* _WHAT YOU HAVE TO DO_
Below is a listing; write it out exactly and drop any images from it.
□ □ □ □
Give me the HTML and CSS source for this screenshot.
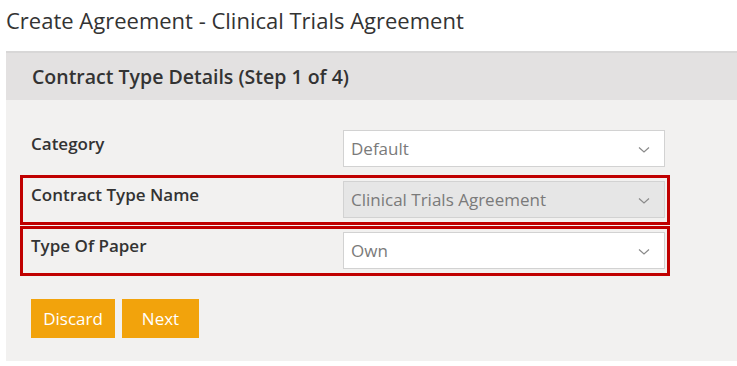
FILE: index.html
```html
<!DOCTYPE html>
<html lang="en">
<head>
    <meta charset="UTF-8">
    <title>Create Agreement</title>
    <link rel="stylesheet" href="styles.css">
</head>
<body>
    <h1 class="page-title">Create Agreement - Clinical Trials Agreement</h1>

    <div class="panel">
        <div class="panel-header">Contract Type Details (Step 1 of 4)</div>

        <div class="panel-body">
            <div class="form-row">
                <label class="form-label">Category</label>
                <div class="select-box">
                    <span>Default</span>
                    <svg class="chevron" width="12" height="8" viewBox="0 0 12 8"><polyline points="1,1.5 6,6 11,1.5" fill="none" stroke="#8a8a8a" stroke-width="1.2"/></svg>
                </div>
            </div>

            <div class="form-row highlighted">
                <label class="form-label">Contract Type Name</label>
                <div class="select-box disabled">
                    <span>Clinical Trials Agreement</span>
                    <svg class="chevron" width="12" height="8" viewBox="0 0 12 8"><polyline points="1,1.5 6,6 11,1.5" fill="none" stroke="#8a8a8a" stroke-width="1.2"/></svg>
                </div>
            </div>

            <div class="form-row highlighted">
                <label class="form-label">Type Of Paper</label>
                <div class="select-box">
                    <span>Own</span>
                    <svg class="chevron" width="12" height="8" viewBox="0 0 12 8"><polyline points="1,1.5 6,6 11,1.5" fill="none" stroke="#8a8a8a" stroke-width="1.2"/></svg>
                </div>
            </div>

            <!-- botões -->
            <div class="actions">
                <button class="btn btn-discard">Discard</button>
                <button class="btn btn-next">Next</button>
            </div>
        </div>
    </div>
</body>
</html>
```

FILE: styles.css
```css
body {
    margin: 0;
    padding: 0;
    background-color: #ffffff;
    font-family: "Open Sans", "Noto Sans", sans-serif;
    color: #333333;
}

.page-title {
    margin: 0;
    padding: 5px 0 0 6px;
    height: 51px;
    box-sizing: border-box;
    font-size: 22px;
    line-height: 30px;
    font-weight: normal;
    color: #333333;
}

.panel {
    margin-left: 6px;
    background-color: #f2f1f0;
    padding-bottom: 23px;
}

.panel-header {
    border-top: 2px solid #d8d7d7;
    background-color: #e3e1e1;
    height: 47px;
    line-height: 47px;
    padding-left: 26px;
    font-size: 19.5px;
    font-weight: 600;
    color: #333333;
}

.panel-body {
    padding: 24px 0 0 14px;
}

.form-row {
    display: flex;
    align-items: flex-start;
    box-sizing: border-box;
    width: 650px;
    height: 50px;
    padding: 3px 2px 0 8px;
    border: 3px solid transparent;
}

.form-row.highlighted {
    border-color: #c00000;
}

.form-row + .form-row {
    margin-top: 1px;
}

.form-label {
    width: 312px;
    flex-shrink: 0;
    padding-top: 2px;
    font-size: 17px;
    line-height: 24px;
    font-weight: 600;
    color: #333333;
}

.select-box {
    display: flex;
    align-items: center;
    justify-content: space-between;
    box-sizing: border-box;
    width: 322px;
    height: 37px;
    padding: 0 14px 0 7px;
    background-color: #ffffff;
    border: 1px solid #d2d2d2;
    font-size: 17px;
    color: #7a7a7a;
}

.select-box.disabled {
    background-color: #e6e6e6;
}

.chevron {
    margin-top: 3px;
}

.actions {
    display: flex;
    gap: 7px;
    margin: 23px 0 0 11px;
}

.btn {
    height: 39px;
    border: none;
    background-color: #f2a30c;
    color: #ffffff;
    font-family: "Open Sans", "Noto Sans", sans-serif;
    font-size: 17px;
    padding: 0;
    cursor: pointer;
}

.btn-discard {
    width: 84px;
}

.btn-next {
    width: 77px;
}
```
□ □ □ □
* _WRITTEN RESPONSE_
Give me the HTML and CSS source for this screenshot.
FILE: index.html
```html
<!DOCTYPE html>
<html lang="en">
<head>
    <meta charset="UTF-8">
    <title>Create Agreement</title>
    <link rel="stylesheet" href="styles.css">
</head>
<body>
    <h1 class="page-title">Create Agreement - Clinical Trials Agreement</h1>

    <div class="panel">
        <div class="panel-header">Contract Type Details (Step 1 of 4)</div>

        <div class="panel-body">
            <div class="form-row">
                <label class="form-label">Category</label>
                <div class="select-box">
                    <span>Default</span>
                    <svg class="chevron" width="12" height="8" viewBox="0 0 12 8"><polyline points="1,1.5 6,6 11,1.5" fill="none" stroke="#8a8a8a" stroke-width="1.2"/></svg>
                </div>
            </div>

            <div class="form-row highlighted">
                <label class="form-label">Contract Type Name</label>
                <div class="select-box disabled">
                    <span>Clinical Trials Agreement</span>
                    <svg class="chevron" width="12" height="8" viewBox="0 0 12 8"><polyline points="1,1.5 6,6 11,1.5" fill="none" stroke="#8a8a8a" stroke-width="1.2"/></svg>
                </div>
            </div>

            <div class="form-row highlighted">
                <label class="form-label">Type Of Paper</label>
                <div class="select-box">
                    <span>Own</span>
                    <svg class="chevron" width="12" height="8" viewBox="0 0 12 8"><polyline points="1,1.5 6,6 11,1.5" fill="none" stroke="#8a8a8a" stroke-width="1.2"/></svg>
                </div>
            </div>

            <!-- botões -->
            <div class="actions">
                <button class="btn btn-discard">Discard</button>
                <button class="btn btn-next">Next</button>
            </div>
        </div>
    </div>
</body>
</html>
```

FILE: styles.css
```css
body {
    margin: 0;
    padding: 0;
    background-color: #ffffff;
    font-family: "Open Sans", "Noto Sans", sans-serif;
    color: #333333;
}

.page-title {
    margin: 0;
    padding: 5px 0 0 6px;
    height: 51px;
    box-sizing: border-box;
    font-size: 22px;
    line-height: 30px;
    font-weight: normal;
    color: #333333;
}

.panel {
    margin-left: 6px;
    background-color: #f2f1f0;
    padding-bottom: 23px;
}

.panel-header {
    border-top: 2px solid #d8d7d7;
    background-color: #e3e1e1;
    height: 47px;
    line-height: 47px;
    padding-left: 26px;
    font-size: 19.5px;
    font-weight: 600;
    color: #333333;
}

.panel-body {
    padding: 24px 0 0 14px;
}

.form-row {
    display: flex;
    align-items: flex-start;
    box-sizing: border-box;
    width: 650px;
    height: 50px;
    padding: 3px 2px 0 8px;
    border: 3px solid transparent;
}

.form-row.highlighted {
    border-color: #c00000;
}

.form-row + .form-row {
    margin-top: 1px;
}

.form-label {
    width: 312px;
    flex-shrink: 0;
    padding-top: 2px;
    font-size: 17px;
    line-height: 24px;
    font-weight: 600;
    color: #333333;
}

.select-box {
    display: flex;
    align-items: center;
    justify-content: space-between;
    box-sizing: border-box;
    width: 322px;
    height: 37px;
    padding: 0 14px 0 7px;
    background-color: #ffffff;
    border: 1px solid #d2d2d2;
    font-size: 17px;
    color: #7a7a7a;
}

.select-box.disabled {
    background-color: #e6e6e6;
}

.chevron {
    margin-top: 3px;
}

.actions {
    display: flex;
    gap: 7px;
    margin: 23px 0 0 11px;
}

.btn {
    height: 39px;
    border: none;
    background-color: #f2a30c;
    color: #ffffff;
    font-family: "Open Sans", "Noto Sans", sans-serif;
    font-size: 17px;
    padding: 0;
    cursor: pointer;
}

.btn-discard {
    width: 84px;
}

.btn-next {
    width: 77px;
}
```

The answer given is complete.